The process of obtaining credentials for AWS Textract depends on the chosen authentication method:

1. IAM User Access Keys

  1. Create an IAM User: Navigate to the IAM console, select 'Users', and then 'Add user'. Provide a user name and select 'Programmatic access'.
  2. Attach Policies: Grant the necessary permissions. For Textract, you might attach policies like AmazonTextractReadOnlyAccess or AmazonTextractFullAccess, or create custom policies with least privilege.
  3. Retrieve Access Keys: After creating the user, you will be presented with an Access Key ID and a Secret Access Key. These are displayed only once. Download them or copy them immediately.
  4. Configure: Store these keys securely. For local development, you can configure them using the AWS CLI configure command or by setting environment variables (AWS_ACCESS_KEY_ID, AWS_SECRET_ACCESS_KEY, AWS_SESSION_TOKEN if using temporary credentials).

2. IAM Roles for AWS Services (EC2, Lambda, etc.)

  1. Create an IAM Role: In the IAM console, select 'Roles' and 'Create role'. Choose the AWS service that will use this role (e.g., EC2, Lambda).
  2. Attach Policies: Grant the necessary Textract permissions to the role.
  3. Associate Role:
    • For EC2: When launching an EC2 instance, select the created IAM role under 'Advanced details' -> 'IAM instance profile'.
    • For Lambda: When creating or configuring a Lambda function, select the created IAM role as the 'Execution role'.
  4. Automatic Credential Provisioning: The AWS SDKs and CLI automatically retrieve temporary credentials from the associated service's metadata service (e.g., EC2 instance metadata service) when a role is used. No manual key management is required.

3. Temporary Security Credentials (STS)

AWS Security Token Service (STS) allows you to request temporary, limited-privilege credentials. This is often used in scenarios like federated access or when building custom identity brokers. You can obtain temporary credentials by calling STS API operations like AssumeRole, GetFederationToken, or GetSessionToken. These operations return a set of temporary credentials (access key ID, secret access key, and session token) that are valid for a specified duration.

Authenticated request example

Once your credentials are configured, making an authenticated request to AWS Textract is handled by the AWS SDKs. The SDKs automatically sign your requests using the available credentials. Here's an example using the Python Boto3 SDK to detect text in a document stored in an S3 bucket:


import boto3

def detect_text_from_s3(bucket_name, document_key):
    textract_client = boto3.client('textract', region_name='us-east-1')

    try:
        response = textract_client.detect_document_text(
            Document={
                'S3Object': {
                    'Bucket': bucket_name,
                    'Name': document_key
                }
            }
        )
        print("Detected Text:")
        for item in response['Blocks']:
            if item['BlockType'] == 'LINE':
                print(item['Text'])
    except Exception as e:
        print(f"Error detecting text: {e}")

# Example usage (assuming credentials are configured via environment variables, ~/.aws/credentials, or IAM role)
# detect_text_from_s3('your-s3-bucket-name', 'path/to/your/document.png')

In this Python example, boto3.client('textract', region_name='us-east-1') initializes the Textract client.
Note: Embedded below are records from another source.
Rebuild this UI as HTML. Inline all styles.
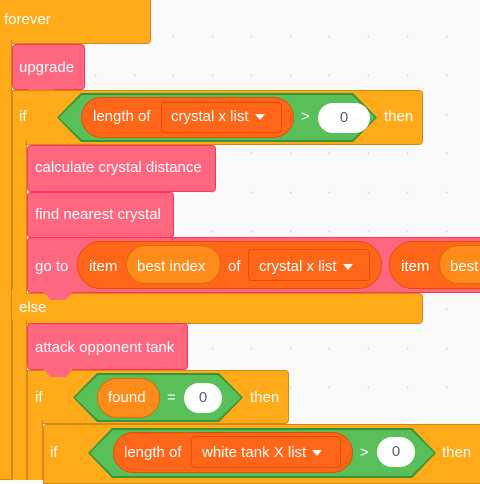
<!DOCTYPE html>
<html><head><meta charset="utf-8"><style>
html,body{margin:0;padding:0}
body{width:480px;height:476px;overflow:hidden;position:relative;background-color:#f9f9f9;
background-image:radial-gradient(circle,#d9d9d9 1px,transparent 1.3px);background-size:39px 39px;background-position:-2px 17px;
font-family:"Liberation Sans",sans-serif;font-size:15px;color:#fff}
div{position:absolute;box-sizing:border-box}
.c{background:#FFAB19;border:1px solid #CF8B17}
.p{background:#FF6680;border:1px solid #FF3355;border-radius:4px}
.l{background:#FF661A;border:1px solid #E64D00;border-radius:24px}
.v{background:#FF8C1A;border:1px solid #DB6E00;border-radius:20px}
.d{background:#FF661A;border:1px solid #E64D00;border-radius:4px}
.w{background:#fff;border-radius:16px;color:#575E75;text-align:center}
.t{white-space:nowrap;line-height:18px}
.gb{background:#389438}
.g{background:#59C059}
.tab{width:30px;height:8px;clip-path:polygon(0 0,100% 0,75% 100%,25% 100%)}
.ar{display:inline-block;width:0;height:0;border-left:5px solid transparent;border-right:5px solid transparent;border-top:6px solid #fff;vertical-align:middle;margin-left:6px}
</style></head><body>

<!-- forever -->
<div class="c" style="left:-2px;top:-4px;width:153px;height:48px;border-radius:0 0 4px 0"></div>
<div class="c" style="left:-2px;top:40px;width:14px;height:440px;border-top:none"></div>
<div class="t" style="left:4px;top:11px">forever</div>

<!-- upgrade -->
<div class="p" style="left:12px;top:44px;width:73px;height:46px"></div>
<div class="p tab" style="left:27px;top:89px;border:none;background:#FF6680"></div>
<div class="t" style="left:19px;top:59px">upgrade</div>

<!-- if top -->
<div class="c" style="left:12px;top:90px;width:411px;height:55px;border-radius:0 4px 4px 4px"></div>
<div class="c" style="left:12px;top:140px;width:15px;height:160px;border-top:none;border-bottom:none"></div>
<div class="t" style="left:19px;top:108px">if</div>
<div class="gb" style="left:57px;top:93px;width:320px;height:49px;clip-path:polygon(24px 0,296px 0,100% 50%,296px 100%,24px 100%,0 50%)"></div>
<div class="g" style="left:59px;top:95px;width:316px;height:45px;clip-path:polygon(23px 0,293px 0,100% 50%,293px 100%,23px 100%,0 50%)"></div>
<div class="l" style="left:81px;top:97px;width:213px;height:41px"></div>
<div class="t" style="left:93px;top:108px">length of</div>
<div class="d" style="left:161px;top:102px;width:121px;height:31px"></div>
<div class="t" style="left:171px;top:108px">crystal x list<span class="ar"></span></div>
<div class="t" style="left:301px;top:108px">&gt;</div>
<div class="w t" style="left:318px;top:103px;width:52px;height:30px;line-height:30px">0</div>
<div class="t" style="left:384px;top:108px">then</div>

<!-- calculate -->
<div class="p" style="left:27px;top:145px;width:189px;height:47px"></div>
<div class="t" style="left:35px;top:159px">calculate crystal distance</div>
<!-- find nearest -->
<div class="p" style="left:27px;top:192px;width:147px;height:46px"></div>
<div class="t" style="left:35px;top:206px">find nearest crystal</div>
<!-- go to -->
<div class="p" style="left:27px;top:237px;width:460px;height:56px;border-radius:4px 0 0 4px"></div>
<div class="tab" style="left:43px;top:292px;background:#FF6680"></div>
<div class="t" style="left:35px;top:258px">go to</div>
<div class="l" style="left:77px;top:241px;width:305px;height:48px;border-radius:26px"></div>
<div class="t" style="left:89px;top:258px">item</div>
<div class="v" style="left:126px;top:245px;width:95px;height:39px"></div>
<div class="t" style="left:137px;top:258px">best index</div>
<div class="t" style="left:228px;top:258px">of</div>
<div class="d" style="left:248px;top:249px;width:122px;height:32px"></div>
<div class="t" style="left:259px;top:258px">crystal x list<span class="ar"></span></div>
<div class="l" style="left:389px;top:241px;width:140px;height:48px;border-radius:26px"></div>
<div class="t" style="left:401px;top:258px">item</div>
<div class="v" style="left:439px;top:245px;width:80px;height:39px"></div>
<div class="t" style="left:450px;top:258px">best</div>

<!-- else -->
<div class="c" style="left:12px;top:293px;width:411px;height:31px;border-radius:0 4px 4px 0;border-left:none"></div>
<div style="left:12px;top:290px;width:14px;height:6px;background:#FFAB19"></div>
<div class="tab" style="left:43px;top:292px;background:#FF6680"></div>
<div class="t" style="left:19px;top:299px">else</div>
<div class="c" style="left:12px;top:320px;width:15px;height:160px;border-top:none;border-bottom:none"></div>

<!-- attack -->
<div class="p" style="left:27px;top:323px;width:161px;height:47px"></div>
<div class="tab" style="left:43px;top:369px;background:#FF6680"></div>
<div class="t" style="left:35px;top:339px">attack opponent tank</div>

<!-- if found -->
<div class="c" style="left:27px;top:370px;width:262px;height:54px;border-radius:0 4px 4px 0"></div>
<div class="tab" style="left:43px;top:369px;background:#FF6680"></div>
<div class="c" style="left:27px;top:420px;width:16px;height:60px;border-top:none;border-bottom:none"></div>
<div class="t" style="left:35px;top:389px">if</div>
<div class="gb" style="left:73px;top:373px;width:170px;height:49px;clip-path:polygon(24px 0,146px 0,100% 50%,146px 100%,24px 100%,0 50%)"></div>
<div class="g" style="left:75px;top:375px;width:166px;height:45px;clip-path:polygon(23px 0,143px 0,100% 50%,143px 100%,23px 100%,0 50%)"></div>
<div class="v" style="left:97px;top:378px;width:63px;height:40px"></div>
<div class="t" style="left:108px;top:389px">found</div>
<div class="t" style="left:167px;top:389px">=</div>
<div class="w t" style="left:184px;top:383px;width:38px;height:30px;line-height:30px">0</div>
<div class="t" style="left:250px;top:389px">then</div>

<!-- inner if -->
<div class="c" style="left:43px;top:424px;width:450px;height:60px;border-radius:4px 0 0 0"></div>
<div class="t" style="left:50px;top:444px">if</div>
<div class="gb" style="left:88px;top:428px;width:348px;height:50px;clip-path:polygon(24px 0,324px 0,100% 50%,324px 100%,24px 100%,0 50%)"></div>
<div class="g" style="left:90px;top:430px;width:344px;height:46px;clip-path:polygon(23px 0,321px 0,100% 50%,321px 100%,23px 100%,0 50%)"></div>
<div class="l" style="left:113px;top:432px;width:240px;height:41px"></div>
<div class="t" style="left:124px;top:444px">length of</div>
<div class="d" style="left:191px;top:436px;width:150px;height:32px"></div>
<div class="t" style="left:202px;top:444px">white tank X list<span class="ar"></span></div>
<div class="t" style="left:360px;top:444px">&gt;</div>
<div class="w t" style="left:377px;top:437px;width:38px;height:30px;line-height:30px">0</div>
<div class="t" style="left:442px;top:444px">then</div>

</body></html>
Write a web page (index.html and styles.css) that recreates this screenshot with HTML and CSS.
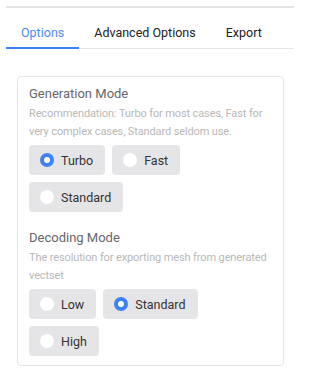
FILE: index.html
```html
<!DOCTYPE html>
<html lang="en">
<head>
    <meta charset="UTF-8">
    <meta name="viewport" content="width=device-width, initial-scale=1.0">
    <title>Options</title>
    <link rel="stylesheet" href="styles.css">
</head>
<body>
    <div class="panel">
        <div class="tabs">
            <button class="tab active">Options</button>
            <button class="tab">Advanced Options</button>
            <button class="tab">Export</button>
        </div>

        <div class="card">
            <div class="group">
                <div class="title">Generation Mode</div>
                <div class="info">Recommendation: Turbo for most cases, Fast for very complex cases, Standard seldom use.</div>
                <div class="choices">
                    <label class="choice checked"><span class="dot"></span>Turbo</label>
                    <label class="choice"><span class="dot"></span>Fast</label>
                    <label class="choice"><span class="dot"></span>Standard</label>
                </div>
            </div>

            <div class="group">
                <div class="title">Decoding Mode</div>
                <div class="info">The resolution for exporting mesh from generated vectset</div>
                <div class="choices">
                    <label class="choice"><span class="dot"></span>Low</label>
                    <label class="choice checked"><span class="dot"></span>Standard</label>
                    <label class="choice"><span class="dot"></span>High</label>
                </div>
            </div>
        </div>
    </div>
</body>
</html>
```

FILE: styles.css
```css
body {
    margin: 0;
    background-color: #fff;
    font-family: Roboto, "Liberation Sans", sans-serif;
}

.panel {
    margin: 6px 0 0 6px;
    width: 288px;
    border-top: 2px solid #e5e5e5;
}

.tabs {
    display: flex;
    margin-top: 11px;
    border-bottom: 1px solid #e5e5e5;
}

.tab {
    background: none;
    border: none;
    border-bottom: 2px solid transparent;
    margin-bottom: -1px;
    padding: 6px 15px 7px;
    font-family: inherit;
    font-size: 12.5px;
    color: #222;
    white-space: nowrap;
    cursor: pointer;
}

.tab.active {
    color: #4b8bf5;
    border-bottom-color: #3b82f6;
}

.card {
    margin: 27px 10px 0 11px;
    padding: 9px 11px 9px;
    border: 1px solid #e5e5e5;
    border-radius: 4px;
}

.group + .group {
    margin-top: 18px;
}

.title {
    font-size: 13px;
    color: #666;
    line-height: 16px;
}

.info {
    font-size: 11px;
    letter-spacing: -0.12px;
    color: #b8b8b8;
    line-height: 18px;
    margin-top: 3px;
}

.choices {
    display: flex;
    flex-wrap: wrap;
    gap: 7px;
    margin-top: 4px;
}

.choice {
    display: flex;
    align-items: center;
    gap: 7px;
    height: 30px;
    padding: 0 12px 0 11px;
    background-color: #e5e5e7;
    border-radius: 4px;
    font-size: 12.5px;
    color: #333;
}

.dot {
    width: 14px;
    height: 14px;
    border-radius: 50%;
    background-color: #fff;
    box-sizing: border-box;
}

.choice.checked .dot {
    background-color: #fff;
    border: 4px solid #3b82f6;
}
```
Boto3 automatically looks for credentials in a specific order: environment variables, shared credential file (~/.aws/credentials), EC2 instance profile credentials, and container credentials. No explicit credential passing is typically needed when using SDKs in properly configured environments.

Security best practices

Adhering to security best practices is essential when authenticating with AWS Textract to protect your AWS account and the data you process:

  • Principle of Least Privilege: Grant only the necessary permissions to users and roles. For Textract, this means providing only the specific API actions required (e.g., textract:DetectDocumentText, textract:AnalyzeDocument) and restricting access to specific S3 buckets where documents are stored. Avoid using * for actions or resources unless absolutely necessary.
  • Use IAM Roles for AWS Services: Whenever possible, use IAM roles for applications running on AWS infrastructure (EC2, Lambda, ECS). Roles provide temporary credentials that are automatically rotated, eliminating the need to store static access keys on instances or within code.
  • Rotate Access Keys Regularly: If you must use IAM user access keys, implement a regular rotation schedule (e.g., every 90 days). You can generate new keys and deactivate old ones in the IAM console.
  • Never Embed Credentials in Code: Do not hardcode access keys or other sensitive credentials directly into your application's source code. Use environment variables, configuration files, or AWS Secrets Manager for credential storage.
  • Enable Multi-Factor Authentication (MFA): Enforce MFA for all IAM users, especially for the root account and administrative users. This adds an extra layer of security beyond just a password or access key.
  • Monitor AWS CloudTrail Logs: Use AWS CloudTrail to monitor API calls made to Textract and other AWS services. CloudTrail logs provide a detailed history of actions taken, which is invaluable for security auditing and incident response.
  • Encrypt Data in Transit and at Rest: Ensure that documents processed by Textract are encrypted both when uploaded to S3 (at rest) and when transmitted to Textract (in transit) using TLS/SSL. Textract automatically encrypts data at rest with AWS Key Management Service (KMS).
  • Use VPC Endpoints: For enhanced security and to keep traffic within the AWS network, configure VPC endpoints for Textract. This allows your applications in a Virtual Private Cloud (VPC) to communicate with Textract without traversing the public internet.
  • Review IAM Policies Periodically: Regularly audit and review your IAM policies to ensure they still adhere to the principle of least privilege and that no unnecessary permissions have accumulated.